== Given exercise ==
Transcribe every line exactly and omit anything that is a picture.

== Collected material ==
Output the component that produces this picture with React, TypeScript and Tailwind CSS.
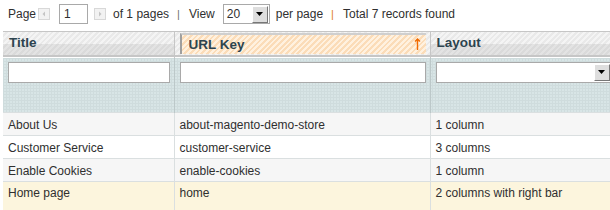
import React from 'react';

const rows = [
  { title: 'About Us', key: 'about-magento-demo-store', layout: '1 column', bg: 'bg-[#f6f6f6]' },
  { title: 'Customer Service', key: 'customer-service', layout: '3 columns', bg: 'bg-white' },
  { title: 'Enable Cookies', key: 'enable-cookies', layout: '1 column', bg: 'bg-[#f6f6f6]' },
  { title: 'Home page', key: 'home', layout: '2 columns with right bar', bg: 'bg-[#fcf5dd]' },
];

function PagerArrow({ dir }: { dir: 'left' | 'right' }) {
  return (
    <span className="flex h-[12px] w-[12px] items-center justify-center border border-[#d8d8d8] bg-[#f2f2f2]">
      <svg width="6" height="6" viewBox="0 0 6 6">
        {dir === 'left' ? (
          <polygon points="4,0.5 4,5.5 1.5,3" fill="#c4c4c4" />
        ) : (
          <polygon points="2,0.5 2,5.5 4.5,3" fill="#c4c4c4" />
        )}
      </svg>
    </span>
  );
}

function DropButton() {
  return (
    <span className="flex h-[17px] w-[16px] items-center justify-center border-l border-t border-l-white border-t-white border-r border-b border-r-[#777] border-b-[#777] bg-[#dedede]">
      <svg width="7" height="4" viewBox="0 0 7 4">
        <polygon points="0,0 7,0 3.5,4" fill="#000" />
      </svg>
    </span>
  );
}

const headBg =
  'bg-[repeating-linear-gradient(135deg,#f4f4f4_0px,#f4f4f4_2px,#e9e9e9_2px,#e9e9e9_4px)]';
const headBgLow =
  'bg-[repeating-linear-gradient(135deg,#e3e3e3_0px,#e3e3e3_2px,#dadada_2px,#dadada_4px)]';
const sortBg =
  'bg-[repeating-linear-gradient(135deg,#fff1df_0px,#fff1df_2px,#fbdcb8_2px,#fbdcb8_4px)]';
const filterBg =
  'bg-[#d8e5e6] bg-[linear-gradient(#cfdcdd_1px,transparent_1px),linear-gradient(90deg,#cfdcdd_1px,transparent_1px)] bg-[size:3px_3px]';

export default function App() {
  return (
    <div className="h-[210px] w-[610px] overflow-hidden bg-white font-[Liberation_Sans,Arial,sans-serif] text-[12px] text-[#2f2f2f]">
      <div className="flex h-[31px] items-center pl-[8px] pb-[3px] text-[12px]">
        <span>Page</span>
        <span className="ml-[2px]">
          <PagerArrow dir="left" />
        </span>
        <span className="ml-[9px] flex h-[20px] w-[29px] items-center border border-[#a9a9a9] pl-[4px]">1</span>
        <span className="ml-[6px]">
          <PagerArrow dir="right" />
        </span>
        <span className="ml-[7px]">of 1 pages</span>
        <span className="ml-[8px] text-[11px] text-[#6f6f6f]">|</span>
        <span className="ml-[9px]">View</span>
        <span className="ml-[8px] flex h-[20px] w-[47px] items-center justify-between border border-[#a9a9a9] pl-[3px] pr-[1px]">
          <span>20</span>
          <DropButton />
        </span>
        <span className="ml-[6px]">per page</span>
        <span className="ml-[8px] text-[11px] text-[#e07b25]">|</span>
        <span className="ml-[9px]">Total 7 records found</span>
      </div>

      <table className="ml-[3px] w-[617px] table-fixed border-collapse">
        <colgroup>
          <col className="w-[171px]" />
          <col className="w-[256px]" />
          <col className="w-[190px]" />
        </colgroup>
        <thead>
          <tr className="h-[26px] border-t border-[#c6c6c6]">
            <th className="border-r border-[#c6c6c6] p-0 text-left">
              <div className="flex h-[25px] flex-col border-b-2 border-b-[#c6c6c6]">
                <div className={`h-[12px] ${headBg}`} />
                <div className={`h-[11px] ${headBgLow}`} />
                <span className="-mt-[20px] pl-[6px] text-[13.5px] font-bold leading-[16px] text-[#2d444f]">Title</span>
              </div>
            </th>
            <th className="border-r border-[#c6c6c6] p-0 text-left">
              <div className={`flex h-[25px] items-end border-b-2 border-b-[#c6c6c6] ${headBg}`}>
                <div className={`ml-[5px] mr-[4px] mb-[1px] flex h-[21px] w-full items-center justify-between border-l-2 border-t-2 border-l-[#9f9f9f] border-t-[#cfcfcf] pl-[7px] pr-[5px] ${sortBg}`}>
                  <span className="text-[13.5px] font-bold text-[#2d444f]">URL Key</span>
                  <svg width="7" height="13" viewBox="0 0 7 13">
                    <path d="M3.5 1 L3.5 12 M1 3.5 L3.5 1 L6 3.5" stroke="#f26a00" strokeWidth="1.4" fill="none" />
                  </svg>
                </div>
              </div>
            </th>
            <th className="p-0 text-left">
              <div className="flex h-[25px] flex-col border-b-2 border-b-[#c6c6c6]">
                <div className={`h-[12px] ${headBg}`} />
                <div className={`h-[11px] ${headBgLow}`} />
                <span className="-mt-[20px] pl-[6px] text-[13.5px] font-bold leading-[16px] text-[#2d444f]">Layout</span>
              </div>
            </th>
          </tr>
          <tr className={`h-[55px] ${filterBg}`}>
            <th className="border-r border-[#bcc8c9] pl-[5px] pr-[4px] pt-[4px] align-top">
              <div className="h-[21px] w-full border border-[#a9a9a9] bg-white" />
            </th>
            <th className="border-r border-[#bcc8c9] pl-[5px] pr-[4px] pt-[4px] align-top">
              <div className="h-[21px] w-full border border-[#a9a9a9] bg-white" />
            </th>
            <th className="pl-[5px] pr-[4px] pt-[4px] align-top">
              <div className="flex h-[21px] w-[176px] items-center justify-end border border-[#a9a9a9] bg-white pr-[1px]">
                <DropButton />
              </div>
            </th>
          </tr>
        </thead>
        <tbody>
          {rows.map((r, i) => (
            <tr
              key={r.title}
              className={`${i === rows.length - 1 ? 'h-[28px] align-top' : 'h-[23px]'} border-t border-[#dadfe0] ${r.bg}`}
            >
              <td className="border-r border-[#dadfe0] px-[5px] pt-[2px] text-[12px] leading-[18px]">{r.title}</td>
              <td className="border-r border-[#dadfe0] px-[5px] pt-[2px] text-[12px] leading-[18px]">{r.key}</td>
              <td className="px-[5px] pt-[2px] text-[12px] leading-[18px]">{r.layout}</td>
            </tr>
          ))}
        </tbody>
      </table>
    </div>
  );
}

== Worked solution ==
Output the component that produces this picture with React, TypeScript and Tailwind CSS.
import React from 'react';

const rows = [
  { title: 'About Us', key: 'about-magento-demo-store', layout: '1 column', bg: 'bg-[#f6f6f6]' },
  { title: 'Customer Service', key: 'customer-service', layout: '3 columns', bg: 'bg-white' },
  { title: 'Enable Cookies', key: 'enable-cookies', layout: '1 column', bg: 'bg-[#f6f6f6]' },
  { title: 'Home page', key: 'home', layout: '2 columns with right bar', bg: 'bg-[#fcf5dd]' },
];

function PagerArrow({ dir }: { dir: 'left' | 'right' }) {
  return (
    <span className="flex h-[12px] w-[12px] items-center justify-center border border-[#d8d8d8] bg-[#f2f2f2]">
      <svg width="6" height="6" viewBox="0 0 6 6">
        {dir === 'left' ? (
          <polygon points="4,0.5 4,5.5 1.5,3" fill="#c4c4c4" />
        ) : (
          <polygon points="2,0.5 2,5.5 4.5,3" fill="#c4c4c4" />
        )}
      </svg>
    </span>
  );
}

function DropButton() {
  return (
    <span className="flex h-[17px] w-[16px] items-center justify-center border-l border-t border-l-white border-t-white border-r border-b border-r-[#777] border-b-[#777] bg-[#dedede]">
      <svg width="7" height="4" viewBox="0 0 7 4">
        <polygon points="0,0 7,0 3.5,4" fill="#000" />
      </svg>
    </span>
  );
}

const headBg =
  'bg-[repeating-linear-gradient(135deg,#f4f4f4_0px,#f4f4f4_2px,#e9e9e9_2px,#e9e9e9_4px)]';
const headBgLow =
  'bg-[repeating-linear-gradient(135deg,#e3e3e3_0px,#e3e3e3_2px,#dadada_2px,#dadada_4px)]';
const sortBg =
  'bg-[repeating-linear-gradient(135deg,#fff1df_0px,#fff1df_2px,#fbdcb8_2px,#fbdcb8_4px)]';
const filterBg =
  'bg-[#d8e5e6] bg-[linear-gradient(#cfdcdd_1px,transparent_1px),linear-gradient(90deg,#cfdcdd_1px,transparent_1px)] bg-[size:3px_3px]';

export default function App() {
  return (
    <div className="h-[210px] w-[610px] overflow-hidden bg-white font-[Liberation_Sans,Arial,sans-serif] text-[12px] text-[#2f2f2f]">
      <div className="flex h-[31px] items-center pl-[8px] pb-[3px] text-[12px]">
        <span>Page</span>
        <span className="ml-[2px]">
          <PagerArrow dir="left" />
        </span>
        <span className="ml-[9px] flex h-[20px] w-[29px] items-center border border-[#a9a9a9] pl-[4px]">1</span>
        <span className="ml-[6px]">
          <PagerArrow dir="right" />
        </span>
        <span className="ml-[7px]">of 1 pages</span>
        <span className="ml-[8px] text-[11px] text-[#6f6f6f]">|</span>
        <span className="ml-[9px]">View</span>
        <span className="ml-[8px] flex h-[20px] w-[47px] items-center justify-between border border-[#a9a9a9] pl-[3px] pr-[1px]">
          <span>20</span>
          <DropButton />
        </span>
        <span className="ml-[6px]">per page</span>
        <span className="ml-[8px] text-[11px] text-[#e07b25]">|</span>
        <span className="ml-[9px]">Total 7 records found</span>
      </div>

      <table className="ml-[3px] w-[617px] table-fixed border-collapse">
        <colgroup>
          <col className="w-[171px]" />
          <col className="w-[256px]" />
          <col className="w-[190px]" />
        </colgroup>
        <thead>
          <tr className="h-[26px] border-t border-[#c6c6c6]">
            <th className="border-r border-[#c6c6c6] p-0 text-left">
              <div className="flex h-[25px] flex-col border-b-2 border-b-[#c6c6c6]">
                <div className={`h-[12px] ${headBg}`} />
                <div className={`h-[11px] ${headBgLow}`} />
                <span className="-mt-[20px] pl-[6px] text-[13.5px] font-bold leading-[16px] text-[#2d444f]">Title</span>
              </div>
            </th>
            <th className="border-r border-[#c6c6c6] p-0 text-left">
              <div className={`flex h-[25px] items-end border-b-2 border-b-[#c6c6c6] ${headBg}`}>
                <div className={`ml-[5px] mr-[4px] mb-[1px] flex h-[21px] w-full items-center justify-between border-l-2 border-t-2 border-l-[#9f9f9f] border-t-[#cfcfcf] pl-[7px] pr-[5px] ${sortBg}`}>
                  <span className="text-[13.5px] font-bold text-[#2d444f]">URL Key</span>
                  <svg width="7" height="13" viewBox="0 0 7 13">
                    <path d="M3.5 1 L3.5 12 M1 3.5 L3.5 1 L6 3.5" stroke="#f26a00" strokeWidth="1.4" fill="none" />
                  </svg>
                </div>
              </div>
            </th>
            <th className="p-0 text-left">
              <div className="flex h-[25px] flex-col border-b-2 border-b-[#c6c6c6]">
                <div className={`h-[12px] ${headBg}`} />
                <div className={`h-[11px] ${headBgLow}`} />
                <span className="-mt-[20px] pl-[6px] text-[13.5px] font-bold leading-[16px] text-[#2d444f]">Layout</span>
              </div>
            </th>
          </tr>
          <tr className={`h-[55px] ${filterBg}`}>
            <th className="border-r border-[#bcc8c9] pl-[5px] pr-[4px] pt-[4px] align-top">
              <div className="h-[21px] w-full border border-[#a9a9a9] bg-white" />
            </th>
            <th className="border-r border-[#bcc8c9] pl-[5px] pr-[4px] pt-[4px] align-top">
              <div className="h-[21px] w-full border border-[#a9a9a9] bg-white" />
            </th>
            <th className="pl-[5px] pr-[4px] pt-[4px] align-top">
              <div className="flex h-[21px] w-[176px] items-center justify-end border border-[#a9a9a9] bg-white pr-[1px]">
                <DropButton />
              </div>
            </th>
          </tr>
        </thead>
        <tbody>
          {rows.map((r, i) => (
            <tr
              key={r.title}
              className={`${i === rows.length - 1 ? 'h-[28px] align-top' : 'h-[23px]'} border-t border-[#dadfe0] ${r.bg}`}
            >
              <td className="border-r border-[#dadfe0] px-[5px] pt-[2px] text-[12px] leading-[18px]">{r.title}</td>
              <td className="border-r border-[#dadfe0] px-[5px] pt-[2px] text-[12px] leading-[18px]">{r.key}</td>
              <td className="px-[5px] pt-[2px] text-[12px] leading-[18px]">{r.layout}</td>
            </tr>
          ))}
        </tbody>
      </table>
    </div>
  );
}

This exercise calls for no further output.